| Requirement |
Write out the full listing exactly as given, minus the images.

| Material |
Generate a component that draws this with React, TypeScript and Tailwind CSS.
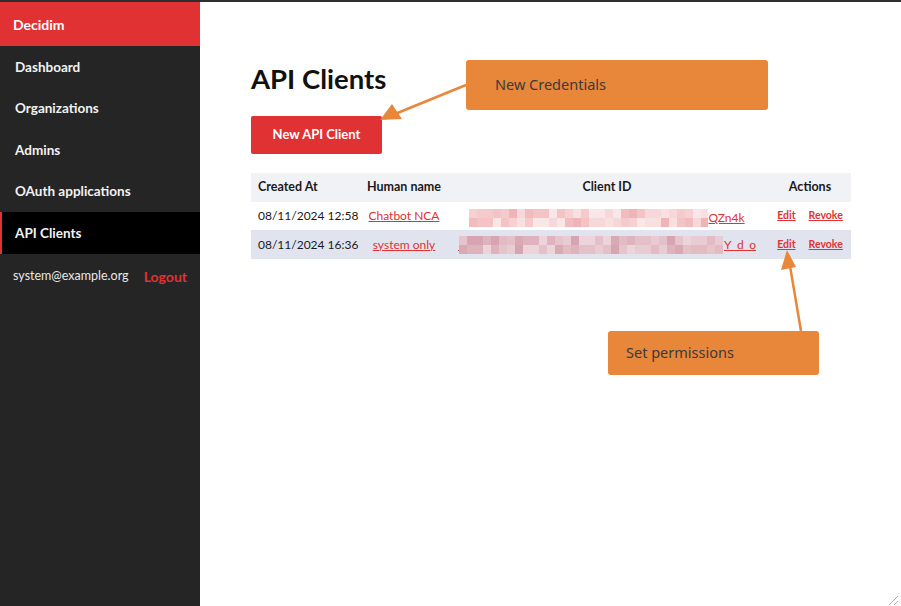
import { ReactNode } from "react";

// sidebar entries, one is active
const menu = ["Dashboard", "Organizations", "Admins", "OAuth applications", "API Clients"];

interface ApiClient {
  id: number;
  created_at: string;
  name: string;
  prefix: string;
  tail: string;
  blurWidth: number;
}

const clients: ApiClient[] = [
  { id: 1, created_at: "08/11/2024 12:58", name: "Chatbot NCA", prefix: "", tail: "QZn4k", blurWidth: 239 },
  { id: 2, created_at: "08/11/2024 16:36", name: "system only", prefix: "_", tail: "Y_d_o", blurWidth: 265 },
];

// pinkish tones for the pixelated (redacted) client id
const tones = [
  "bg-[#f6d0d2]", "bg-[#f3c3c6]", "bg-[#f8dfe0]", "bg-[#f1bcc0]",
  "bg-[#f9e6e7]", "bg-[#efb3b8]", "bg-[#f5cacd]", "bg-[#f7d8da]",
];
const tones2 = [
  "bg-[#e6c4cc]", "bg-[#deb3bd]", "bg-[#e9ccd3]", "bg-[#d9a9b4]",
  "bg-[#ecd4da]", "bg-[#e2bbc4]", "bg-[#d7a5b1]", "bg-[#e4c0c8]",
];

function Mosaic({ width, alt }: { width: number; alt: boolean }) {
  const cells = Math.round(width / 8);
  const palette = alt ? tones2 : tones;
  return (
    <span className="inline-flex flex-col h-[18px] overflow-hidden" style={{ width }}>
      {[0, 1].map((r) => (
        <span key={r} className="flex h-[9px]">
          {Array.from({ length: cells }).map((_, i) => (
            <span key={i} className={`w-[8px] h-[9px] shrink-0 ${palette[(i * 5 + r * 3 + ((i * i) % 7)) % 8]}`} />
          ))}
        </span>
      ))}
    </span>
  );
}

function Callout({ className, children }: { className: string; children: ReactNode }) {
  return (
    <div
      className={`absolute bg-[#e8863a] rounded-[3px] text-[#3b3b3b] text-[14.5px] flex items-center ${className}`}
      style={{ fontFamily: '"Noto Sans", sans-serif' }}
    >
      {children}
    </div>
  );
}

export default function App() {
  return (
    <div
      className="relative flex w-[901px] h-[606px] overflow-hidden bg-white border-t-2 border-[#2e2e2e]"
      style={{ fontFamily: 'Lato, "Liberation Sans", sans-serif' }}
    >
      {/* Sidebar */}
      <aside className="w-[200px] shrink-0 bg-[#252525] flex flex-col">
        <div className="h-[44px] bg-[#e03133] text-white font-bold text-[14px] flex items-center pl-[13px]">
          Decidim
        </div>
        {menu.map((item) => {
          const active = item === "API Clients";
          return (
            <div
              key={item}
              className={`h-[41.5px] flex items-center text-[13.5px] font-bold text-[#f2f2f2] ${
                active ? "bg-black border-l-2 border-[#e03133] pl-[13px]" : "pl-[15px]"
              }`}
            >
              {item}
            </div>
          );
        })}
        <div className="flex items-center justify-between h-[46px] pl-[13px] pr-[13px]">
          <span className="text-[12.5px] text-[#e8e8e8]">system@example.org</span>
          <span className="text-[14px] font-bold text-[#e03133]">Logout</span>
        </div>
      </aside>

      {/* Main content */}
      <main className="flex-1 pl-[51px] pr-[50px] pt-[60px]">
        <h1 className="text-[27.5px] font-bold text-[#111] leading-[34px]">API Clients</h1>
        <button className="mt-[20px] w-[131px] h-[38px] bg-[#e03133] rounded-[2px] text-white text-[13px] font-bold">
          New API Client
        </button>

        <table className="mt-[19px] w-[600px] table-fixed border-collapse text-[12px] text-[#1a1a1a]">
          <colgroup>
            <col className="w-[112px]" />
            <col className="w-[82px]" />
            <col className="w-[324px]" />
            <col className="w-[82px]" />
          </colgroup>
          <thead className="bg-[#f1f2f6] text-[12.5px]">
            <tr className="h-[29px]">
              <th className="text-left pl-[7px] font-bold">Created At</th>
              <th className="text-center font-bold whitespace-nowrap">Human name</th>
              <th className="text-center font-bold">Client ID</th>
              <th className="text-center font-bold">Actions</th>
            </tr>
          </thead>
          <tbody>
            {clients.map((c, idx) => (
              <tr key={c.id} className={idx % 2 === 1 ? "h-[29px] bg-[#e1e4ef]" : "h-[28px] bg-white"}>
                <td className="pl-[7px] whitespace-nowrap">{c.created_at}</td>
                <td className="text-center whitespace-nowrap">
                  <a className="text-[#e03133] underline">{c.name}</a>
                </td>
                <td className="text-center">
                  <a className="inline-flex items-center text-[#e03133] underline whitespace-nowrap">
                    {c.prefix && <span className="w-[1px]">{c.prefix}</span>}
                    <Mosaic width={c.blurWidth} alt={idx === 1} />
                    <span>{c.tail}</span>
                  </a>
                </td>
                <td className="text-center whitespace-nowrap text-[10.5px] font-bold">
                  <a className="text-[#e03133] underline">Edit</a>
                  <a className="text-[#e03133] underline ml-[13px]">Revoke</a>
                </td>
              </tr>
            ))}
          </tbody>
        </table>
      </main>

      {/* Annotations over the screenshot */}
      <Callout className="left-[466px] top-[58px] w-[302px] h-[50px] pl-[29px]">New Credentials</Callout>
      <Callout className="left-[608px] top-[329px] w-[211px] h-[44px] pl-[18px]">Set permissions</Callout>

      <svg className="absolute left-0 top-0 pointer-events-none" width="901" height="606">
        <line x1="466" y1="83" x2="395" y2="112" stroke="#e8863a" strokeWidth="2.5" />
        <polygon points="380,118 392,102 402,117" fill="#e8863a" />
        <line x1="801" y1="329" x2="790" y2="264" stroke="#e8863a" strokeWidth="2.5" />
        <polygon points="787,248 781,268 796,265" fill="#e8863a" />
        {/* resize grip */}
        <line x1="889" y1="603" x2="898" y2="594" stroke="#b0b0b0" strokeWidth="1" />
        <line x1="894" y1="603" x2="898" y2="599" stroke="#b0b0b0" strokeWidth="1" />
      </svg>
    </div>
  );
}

| Finished answer |
Generate a component that draws this with React, TypeScript and Tailwind CSS.
import { ReactNode } from "react";

// sidebar entries, one is active
const menu = ["Dashboard", "Organizations", "Admins", "OAuth applications", "API Clients"];

interface ApiClient {
  id: number;
  created_at: string;
  name: string;
  prefix: string;
  tail: string;
  blurWidth: number;
}

const clients: ApiClient[] = [
  { id: 1, created_at: "08/11/2024 12:58", name: "Chatbot NCA", prefix: "", tail: "QZn4k", blurWidth: 239 },
  { id: 2, created_at: "08/11/2024 16:36", name: "system only", prefix: "_", tail: "Y_d_o", blurWidth: 265 },
];

// pinkish tones for the pixelated (redacted) client id
const tones = [
  "bg-[#f6d0d2]", "bg-[#f3c3c6]", "bg-[#f8dfe0]", "bg-[#f1bcc0]",
  "bg-[#f9e6e7]", "bg-[#efb3b8]", "bg-[#f5cacd]", "bg-[#f7d8da]",
];
const tones2 = [
  "bg-[#e6c4cc]", "bg-[#deb3bd]", "bg-[#e9ccd3]", "bg-[#d9a9b4]",
  "bg-[#ecd4da]", "bg-[#e2bbc4]", "bg-[#d7a5b1]", "bg-[#e4c0c8]",
];

function Mosaic({ width, alt }: { width: number; alt: boolean }) {
  const cells = Math.round(width / 8);
  const palette = alt ? tones2 : tones;
  return (
    <span className="inline-flex flex-col h-[18px] overflow-hidden" style={{ width }}>
      {[0, 1].map((r) => (
        <span key={r} className="flex h-[9px]">
          {Array.from({ length: cells }).map((_, i) => (
            <span key={i} className={`w-[8px] h-[9px] shrink-0 ${palette[(i * 5 + r * 3 + ((i * i) % 7)) % 8]}`} />
          ))}
        </span>
      ))}
    </span>
  );
}

function Callout({ className, children }: { className: string; children: ReactNode }) {
  return (
    <div
      className={`absolute bg-[#e8863a] rounded-[3px] text-[#3b3b3b] text-[14.5px] flex items-center ${className}`}
      style={{ fontFamily: '"Noto Sans", sans-serif' }}
    >
      {children}
    </div>
  );
}

export default function App() {
  return (
    <div
      className="relative flex w-[901px] h-[606px] overflow-hidden bg-white border-t-2 border-[#2e2e2e]"
      style={{ fontFamily: 'Lato, "Liberation Sans", sans-serif' }}
    >
      {/* Sidebar */}
      <aside className="w-[200px] shrink-0 bg-[#252525] flex flex-col">
        <div className="h-[44px] bg-[#e03133] text-white font-bold text-[14px] flex items-center pl-[13px]">
          Decidim
        </div>
        {menu.map((item) => {
          const active = item === "API Clients";
          return (
            <div
              key={item}
              className={`h-[41.5px] flex items-center text-[13.5px] font-bold text-[#f2f2f2] ${
                active ? "bg-black border-l-2 border-[#e03133] pl-[13px]" : "pl-[15px]"
              }`}
            >
              {item}
            </div>
          );
        })}
        <div className="flex items-center justify-between h-[46px] pl-[13px] pr-[13px]">
          <span className="text-[12.5px] text-[#e8e8e8]">system@example.org</span>
          <span className="text-[14px] font-bold text-[#e03133]">Logout</span>
        </div>
      </aside>

      {/* Main content */}
      <main className="flex-1 pl-[51px] pr-[50px] pt-[60px]">
        <h1 className="text-[27.5px] font-bold text-[#111] leading-[34px]">API Clients</h1>
        <button className="mt-[20px] w-[131px] h-[38px] bg-[#e03133] rounded-[2px] text-white text-[13px] font-bold">
          New API Client
        </button>

        <table className="mt-[19px] w-[600px] table-fixed border-collapse text-[12px] text-[#1a1a1a]">
          <colgroup>
            <col className="w-[112px]" />
            <col className="w-[82px]" />
            <col className="w-[324px]" />
            <col className="w-[82px]" />
          </colgroup>
          <thead className="bg-[#f1f2f6] text-[12.5px]">
            <tr className="h-[29px]">
              <th className="text-left pl-[7px] font-bold">Created At</th>
              <th className="text-center font-bold whitespace-nowrap">Human name</th>
              <th className="text-center font-bold">Client ID</th>
              <th className="text-center font-bold">Actions</th>
            </tr>
          </thead>
          <tbody>
            {clients.map((c, idx) => (
              <tr key={c.id} className={idx % 2 === 1 ? "h-[29px] bg-[#e1e4ef]" : "h-[28px] bg-white"}>
                <td className="pl-[7px] whitespace-nowrap">{c.created_at}</td>
                <td className="text-center whitespace-nowrap">
                  <a className="text-[#e03133] underline">{c.name}</a>
                </td>
                <td className="text-center">
                  <a className="inline-flex items-center text-[#e03133] underline whitespace-nowrap">
                    {c.prefix && <span className="w-[1px]">{c.prefix}</span>}
                    <Mosaic width={c.blurWidth} alt={idx === 1} />
                    <span>{c.tail}</span>
                  </a>
                </td>
                <td className="text-center whitespace-nowrap text-[10.5px] font-bold">
                  <a className="text-[#e03133] underline">Edit</a>
                  <a className="text-[#e03133] underline ml-[13px]">Revoke</a>
                </td>
              </tr>
            ))}
          </tbody>
        </table>
      </main>

      {/* Annotations over the screenshot */}
      <Callout className="left-[466px] top-[58px] w-[302px] h-[50px] pl-[29px]">New Credentials</Callout>
      <Callout className="left-[608px] top-[329px] w-[211px] h-[44px] pl-[18px]">Set permissions</Callout>

      <svg className="absolute left-0 top-0 pointer-events-none" width="901" height="606">
        <line x1="466" y1="83" x2="395" y2="112" stroke="#e8863a" strokeWidth="2.5" />
        <polygon points="380,118 392,102 402,117" fill="#e8863a" />
        <line x1="801" y1="329" x2="790" y2="264" stroke="#e8863a" strokeWidth="2.5" />
        <polygon points="787,248 781,268 796,265" fill="#e8863a" />
        {/* resize grip */}
        <line x1="889" y1="603" x2="898" y2="594" stroke="#b0b0b0" strokeWidth="1" />
        <line x1="894" y1="603" x2="898" y2="599" stroke="#b0b0b0" strokeWidth="1" />
      </svg>
    </div>
  );
}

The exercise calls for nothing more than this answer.